Can't believe another year has come and gone. It seems like only yesterday that I wrote the 2005 Year End Thoughts, and only a few days ago that I came back to China and started my career in Exoweb. Time really does fly when you are having fun, and I certainly have been having a great deal of fun in the last few years. Sometimes stressful and sleepless fun, but fun all the same :)
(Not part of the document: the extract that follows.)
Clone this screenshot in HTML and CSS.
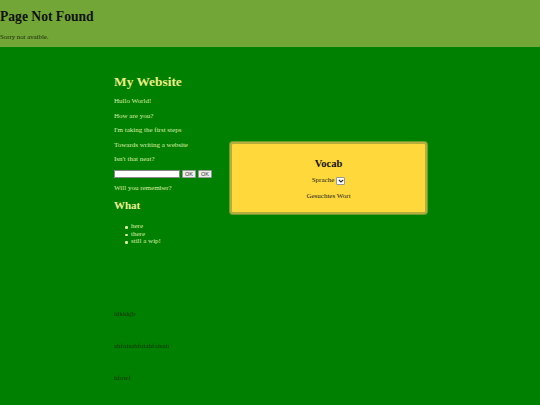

General summary of thoughts:
Things that I am happy about:
- Teams improving, growing
- Facing the different challenges over the last year
- Learning to delegate
Things that need to be improved:
- Giving back to FOSS
- Creating a continuous learning culture
- Working with people
Goals for 2007:
- Make self (almost) redundant
- Teach, not do
Teams improving and growing - This last year has really seen a dramatic growth in the quality of the people within Exoweb. While continuously improving our HR process has helped us get some really good people, the major change has been the steady improvement of people already within Exoweb. There are various reasons for this but ultimately, I believe it is because we have finally passed a critical mass of smart people and everyone is now learning from each other. Processes/practices such as code reviews, ExoForums and blogging have helped encourage the sharing of information and it appears to be self-perpetuating. People are demanding high standards from each other and everyone brings in their own knowledge and skills. My primary concern is no longer raising standards but knowing when to step aside and let people more knowledgable than me figure things out.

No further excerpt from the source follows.